Essentially, the Obama people are waging the battle as though the Golden State were holding 53 separate caucuses, one for each congressional district. "What they are doing is concentrating on the delegate hunt," said Sherry Bebitch Jeffe of the University of Southern California's School of Planning, Policy and Development. "Sure, it has a chance of succeeding, particularly in rural areas. It worked in Nevada and Iowa. It's not so much a new model as grabbing the caucus model and grafting it on to not only a primary state, but the biggest primary state there is."
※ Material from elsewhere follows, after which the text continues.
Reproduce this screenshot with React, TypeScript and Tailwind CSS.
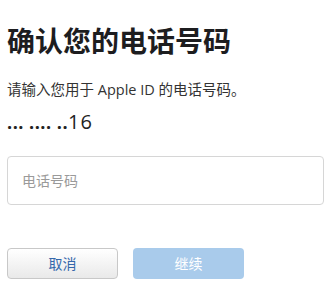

It will be relatively easy to judge whether the field operation has been a failure -- essentially, anything that leaves him 10 percentage points or more behind Clinton -- but much harder to tell if it is a success. Obama has been buoyed by so many factors in the past few days -- his victory in South Carolina, the Ted Kennedy endorsement, the support of the SEIU union in California and the backing of both the Los Angeles Times, the state's largest newspaper, and La Opinion, its most widely read Spanish-language publication -- it may be hard to figure out, in the end, which factor contributed to what.

Already, though, Obama has subverted expectations by being a contender in California at all. Just a few days ago, the Democratic Party consultant and Clinton loyalist Chris Lehane was boasting to the San Francisco Chronicle that California was "Clinton country" thanks to the enduringly fond memories of Bill's presidency and would surely stay that way. "You don't tug on Superman's cape," he said, "and you don't mess around with a popular Democratic president whose poll numbers are in the stratosphere among Democratic grassroots voters."

That's the sort of establishment hubris that Howard Dean's campaign was hoping to challenge four years ago -- but never got the chance because of key strategic mistakes in Iowa (essentially, relying too much on out-of-state volunteers and not enough on locals) and the subsequent implosion of his candidacy. Rick Jacobs, who chaired Dean's California campaign and has waged numerous battles against party orthodoxy since, sees the Obama effort as something of a personal vindication. "A lot of people are tired of being told how to vote by the consultant class," he said.

For Jacobs, Obama is "Dean on steroids" -- because of the stratospheric quantity of money he has raised, his ability to reach out well beyond the Democratic Party faithful, and because of the advances in computer technology and the explosion of Internet networking sites like Facebook, which did not exist in 2003-4.

The Obama campaign, like Dean's, believes that delegating responsibility to volunteers empowers and inspires the entire effort and helps spread both enthusiasm and voter support. As one volunteer, Lauren Zimmer, told me: "Hillary Clinton says she gets up in the morning and asks, 'how can I help people?', whereas Obama is all about asking, 'what can we do?'... He's asked us to take ownership of the campaign."

Political historians will point out that this approach is not all that new, even if the computer technology that goes with it is. For Sonenshein , it goes back at least as far as Adlai Stevenson in the 1950s and encompasses the campaigns of Gary Hart, Paul Tsongas, Bill Bradley as well as Dean. "These are campaigns that always come from a reformist perspective," Sonenshein said. "The reason they fail is that they are totally bloodless and too intellectual, appealing to upscale Democratic voters -- usually white, usually well educated -- who believe the system should be turned upside down."

What makes Obama new and exciting, Sonenshein said, is that he is taking a model that has done nothing but fail in the past and giving it a real chance of success. Several things make Obama stand out -- his color, which gives him instant appeal beyond the white, college-educated crowd, his remarkable rhetorical gifts and his ability to raise unprecedented quantities of money.

Sonenshein cautioned that he still suffers from the limitations of the reformist model -- notably a lack of "lunch-pail appeal" to white working-class voters and Latinos, who have, up to now, felt more comfortable voting for Clinton or Edwards.

California is arguably the most intriguing testing-ground for the Obama model, not only because of its size and importance but also because it hasn't had a chance to count in the primary process for the past 40 years. In other words, there are no precedents for knowing what might happen.